### Recorded data
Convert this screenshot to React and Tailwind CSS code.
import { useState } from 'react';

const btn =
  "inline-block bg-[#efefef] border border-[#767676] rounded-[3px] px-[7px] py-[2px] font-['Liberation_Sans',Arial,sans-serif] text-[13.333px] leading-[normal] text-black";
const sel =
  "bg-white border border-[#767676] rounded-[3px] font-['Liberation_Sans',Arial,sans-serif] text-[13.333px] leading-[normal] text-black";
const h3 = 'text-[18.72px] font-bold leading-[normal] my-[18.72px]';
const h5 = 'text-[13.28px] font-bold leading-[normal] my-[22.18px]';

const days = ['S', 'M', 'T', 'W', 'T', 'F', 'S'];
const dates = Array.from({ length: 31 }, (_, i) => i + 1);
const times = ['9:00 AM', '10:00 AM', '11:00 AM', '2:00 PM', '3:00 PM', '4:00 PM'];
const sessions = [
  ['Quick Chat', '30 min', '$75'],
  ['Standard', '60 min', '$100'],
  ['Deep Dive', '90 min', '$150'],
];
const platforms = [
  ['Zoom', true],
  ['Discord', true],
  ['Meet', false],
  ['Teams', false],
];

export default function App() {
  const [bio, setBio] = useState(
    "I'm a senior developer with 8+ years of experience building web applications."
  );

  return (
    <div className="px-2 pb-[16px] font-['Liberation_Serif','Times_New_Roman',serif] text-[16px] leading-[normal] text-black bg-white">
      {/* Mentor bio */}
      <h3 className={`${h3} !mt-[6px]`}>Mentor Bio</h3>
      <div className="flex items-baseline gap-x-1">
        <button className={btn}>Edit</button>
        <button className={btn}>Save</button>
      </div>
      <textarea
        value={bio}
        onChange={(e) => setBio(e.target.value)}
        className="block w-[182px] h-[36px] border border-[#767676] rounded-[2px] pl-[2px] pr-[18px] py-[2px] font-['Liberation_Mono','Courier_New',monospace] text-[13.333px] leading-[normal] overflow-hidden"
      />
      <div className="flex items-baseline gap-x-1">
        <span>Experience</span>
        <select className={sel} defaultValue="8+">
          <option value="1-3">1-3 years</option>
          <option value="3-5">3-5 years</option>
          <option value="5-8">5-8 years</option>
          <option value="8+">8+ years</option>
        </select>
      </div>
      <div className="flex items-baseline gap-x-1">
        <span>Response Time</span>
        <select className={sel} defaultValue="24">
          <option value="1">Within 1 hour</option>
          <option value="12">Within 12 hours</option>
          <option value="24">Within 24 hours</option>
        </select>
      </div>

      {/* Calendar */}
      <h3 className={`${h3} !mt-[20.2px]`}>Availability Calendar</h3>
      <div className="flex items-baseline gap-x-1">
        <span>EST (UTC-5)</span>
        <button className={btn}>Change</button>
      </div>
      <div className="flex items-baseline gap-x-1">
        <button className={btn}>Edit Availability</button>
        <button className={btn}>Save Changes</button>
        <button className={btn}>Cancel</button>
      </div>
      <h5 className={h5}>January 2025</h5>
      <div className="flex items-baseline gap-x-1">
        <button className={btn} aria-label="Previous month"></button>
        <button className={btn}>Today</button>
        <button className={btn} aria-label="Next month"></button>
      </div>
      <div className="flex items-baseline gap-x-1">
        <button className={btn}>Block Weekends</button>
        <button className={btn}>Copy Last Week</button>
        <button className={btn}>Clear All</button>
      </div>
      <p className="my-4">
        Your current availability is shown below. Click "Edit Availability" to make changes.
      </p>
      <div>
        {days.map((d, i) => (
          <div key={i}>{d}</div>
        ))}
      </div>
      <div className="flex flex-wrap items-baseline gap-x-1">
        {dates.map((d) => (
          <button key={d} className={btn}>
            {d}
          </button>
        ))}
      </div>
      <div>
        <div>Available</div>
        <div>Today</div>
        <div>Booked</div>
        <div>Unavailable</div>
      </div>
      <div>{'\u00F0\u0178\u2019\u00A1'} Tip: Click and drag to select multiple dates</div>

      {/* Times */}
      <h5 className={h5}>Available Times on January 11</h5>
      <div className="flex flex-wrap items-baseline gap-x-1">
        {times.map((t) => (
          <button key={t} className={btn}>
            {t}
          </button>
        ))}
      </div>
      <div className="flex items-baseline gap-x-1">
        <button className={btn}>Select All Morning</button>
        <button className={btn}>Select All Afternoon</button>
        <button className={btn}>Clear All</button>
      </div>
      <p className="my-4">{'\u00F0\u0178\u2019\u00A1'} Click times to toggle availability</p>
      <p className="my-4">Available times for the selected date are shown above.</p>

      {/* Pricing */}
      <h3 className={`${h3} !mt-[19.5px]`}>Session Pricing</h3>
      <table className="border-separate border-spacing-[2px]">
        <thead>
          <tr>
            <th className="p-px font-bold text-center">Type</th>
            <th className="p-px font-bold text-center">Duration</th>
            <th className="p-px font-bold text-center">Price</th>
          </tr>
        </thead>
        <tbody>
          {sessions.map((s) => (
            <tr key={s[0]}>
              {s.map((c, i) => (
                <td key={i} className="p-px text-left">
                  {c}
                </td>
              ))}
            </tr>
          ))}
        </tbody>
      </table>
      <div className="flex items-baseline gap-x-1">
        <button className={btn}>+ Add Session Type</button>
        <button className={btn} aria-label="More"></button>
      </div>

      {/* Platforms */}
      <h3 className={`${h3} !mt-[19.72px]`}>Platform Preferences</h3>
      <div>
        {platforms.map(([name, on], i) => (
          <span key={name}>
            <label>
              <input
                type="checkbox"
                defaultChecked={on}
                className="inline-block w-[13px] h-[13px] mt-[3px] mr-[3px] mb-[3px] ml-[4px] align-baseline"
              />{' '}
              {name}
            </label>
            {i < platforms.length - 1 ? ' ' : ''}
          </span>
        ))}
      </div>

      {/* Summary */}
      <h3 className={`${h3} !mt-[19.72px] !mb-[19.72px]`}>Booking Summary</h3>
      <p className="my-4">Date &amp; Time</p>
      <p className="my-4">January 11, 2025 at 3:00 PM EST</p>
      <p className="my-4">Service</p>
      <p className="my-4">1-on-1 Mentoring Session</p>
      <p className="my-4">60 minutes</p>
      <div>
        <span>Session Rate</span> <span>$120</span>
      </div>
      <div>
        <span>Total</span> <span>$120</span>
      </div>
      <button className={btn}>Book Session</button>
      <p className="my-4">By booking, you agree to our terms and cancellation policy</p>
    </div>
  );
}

### Written task
Output all of the data again. Match it exactly.

### Exercise result
Convert this screenshot to React and Tailwind CSS code.
import { useState } from 'react';

const btn =
  "inline-block bg-[#efefef] border border-[#767676] rounded-[3px] px-[7px] py-[2px] font-['Liberation_Sans',Arial,sans-serif] text-[13.333px] leading-[normal] text-black";
const sel =
  "bg-white border border-[#767676] rounded-[3px] font-['Liberation_Sans',Arial,sans-serif] text-[13.333px] leading-[normal] text-black";
const h3 = 'text-[18.72px] font-bold leading-[normal] my-[18.72px]';
const h5 = 'text-[13.28px] font-bold leading-[normal] my-[22.18px]';

const days = ['S', 'M', 'T', 'W', 'T', 'F', 'S'];
const dates = Array.from({ length: 31 }, (_, i) => i + 1);
const times = ['9:00 AM', '10:00 AM', '11:00 AM', '2:00 PM', '3:00 PM', '4:00 PM'];
const sessions = [
  ['Quick Chat', '30 min', '$75'],
  ['Standard', '60 min', '$100'],
  ['Deep Dive', '90 min', '$150'],
];
const platforms = [
  ['Zoom', true],
  ['Discord', true],
  ['Meet', false],
  ['Teams', false],
];

export default function App() {
  const [bio, setBio] = useState(
    "I'm a senior developer with 8+ years of experience building web applications."
  );

  return (
    <div className="px-2 pb-[16px] font-['Liberation_Serif','Times_New_Roman',serif] text-[16px] leading-[normal] text-black bg-white">
      {/* Mentor bio */}
      <h3 className={`${h3} !mt-[6px]`}>Mentor Bio</h3>
      <div className="flex items-baseline gap-x-1">
        <button className={btn}>Edit</button>
        <button className={btn}>Save</button>
      </div>
      <textarea
        value={bio}
        onChange={(e) => setBio(e.target.value)}
        className="block w-[182px] h-[36px] border border-[#767676] rounded-[2px] pl-[2px] pr-[18px] py-[2px] font-['Liberation_Mono','Courier_New',monospace] text-[13.333px] leading-[normal] overflow-hidden"
      />
      <div className="flex items-baseline gap-x-1">
        <span>Experience</span>
        <select className={sel} defaultValue="8+">
          <option value="1-3">1-3 years</option>
          <option value="3-5">3-5 years</option>
          <option value="5-8">5-8 years</option>
          <option value="8+">8+ years</option>
        </select>
      </div>
      <div className="flex items-baseline gap-x-1">
        <span>Response Time</span>
        <select className={sel} defaultValue="24">
          <option value="1">Within 1 hour</option>
          <option value="12">Within 12 hours</option>
          <option value="24">Within 24 hours</option>
        </select>
      </div>

      {/* Calendar */}
      <h3 className={`${h3} !mt-[20.2px]`}>Availability Calendar</h3>
      <div className="flex items-baseline gap-x-1">
        <span>EST (UTC-5)</span>
        <button className={btn}>Change</button>
      </div>
      <div className="flex items-baseline gap-x-1">
        <button className={btn}>Edit Availability</button>
        <button className={btn}>Save Changes</button>
        <button className={btn}>Cancel</button>
      </div>
      <h5 className={h5}>January 2025</h5>
      <div className="flex items-baseline gap-x-1">
        <button className={btn} aria-label="Previous month"></button>
        <button className={btn}>Today</button>
        <button className={btn} aria-label="Next month"></button>
      </div>
      <div className="flex items-baseline gap-x-1">
        <button className={btn}>Block Weekends</button>
        <button className={btn}>Copy Last Week</button>
        <button className={btn}>Clear All</button>
      </div>
      <p className="my-4">
        Your current availability is shown below. Click "Edit Availability" to make changes.
      </p>
      <div>
        {days.map((d, i) => (
          <div key={i}>{d}</div>
        ))}
      </div>
      <div className="flex flex-wrap items-baseline gap-x-1">
        {dates.map((d) => (
          <button key={d} className={btn}>
            {d}
          </button>
        ))}
      </div>
      <div>
        <div>Available</div>
        <div>Today</div>
        <div>Booked</div>
        <div>Unavailable</div>
      </div>
      <div>{'\u00F0\u0178\u2019\u00A1'} Tip: Click and drag to select multiple dates</div>

      {/* Times */}
      <h5 className={h5}>Available Times on January 11</h5>
      <div className="flex flex-wrap items-baseline gap-x-1">
        {times.map((t) => (
          <button key={t} className={btn}>
            {t}
          </button>
        ))}
      </div>
      <div className="flex items-baseline gap-x-1">
        <button className={btn}>Select All Morning</button>
        <button className={btn}>Select All Afternoon</button>
        <button className={btn}>Clear All</button>
      </div>
      <p className="my-4">{'\u00F0\u0178\u2019\u00A1'} Click times to toggle availability</p>
      <p className="my-4">Available times for the selected date are shown above.</p>

      {/* Pricing */}
      <h3 className={`${h3} !mt-[19.5px]`}>Session Pricing</h3>
      <table className="border-separate border-spacing-[2px]">
        <thead>
          <tr>
            <th className="p-px font-bold text-center">Type</th>
            <th className="p-px font-bold text-center">Duration</th>
            <th className="p-px font-bold text-center">Price</th>
          </tr>
        </thead>
        <tbody>
          {sessions.map((s) => (
            <tr key={s[0]}>
              {s.map((c, i) => (
                <td key={i} className="p-px text-left">
                  {c}
                </td>
              ))}
            </tr>
          ))}
        </tbody>
      </table>
      <div className="flex items-baseline gap-x-1">
        <button className={btn}>+ Add Session Type</button>
        <button className={btn} aria-label="More"></button>
      </div>

      {/* Platforms */}
      <h3 className={`${h3} !mt-[19.72px]`}>Platform Preferences</h3>
      <div>
        {platforms.map(([name, on], i) => (
          <span key={name}>
            <label>
              <input
                type="checkbox"
                defaultChecked={on}
                className="inline-block w-[13px] h-[13px] mt-[3px] mr-[3px] mb-[3px] ml-[4px] align-baseline"
              />{' '}
              {name}
            </label>
            {i < platforms.length - 1 ? ' ' : ''}
          </span>
        ))}
      </div>

      {/* Summary */}
      <h3 className={`${h3} !mt-[19.72px] !mb-[19.72px]`}>Booking Summary</h3>
      <p className="my-4">Date &amp; Time</p>
      <p className="my-4">January 11, 2025 at 3:00 PM EST</p>
      <p className="my-4">Service</p>
      <p className="my-4">1-on-1 Mentoring Session</p>
      <p className="my-4">60 minutes</p>
      <div>
        <span>Session Rate</span> <span>$120</span>
      </div>
      <div>
        <span>Total</span> <span>$120</span>
      </div>
      <button className={btn}>Book Session</button>
      <p className="my-4">By booking, you agree to our terms and cancellation policy</p>
    </div>
  );
}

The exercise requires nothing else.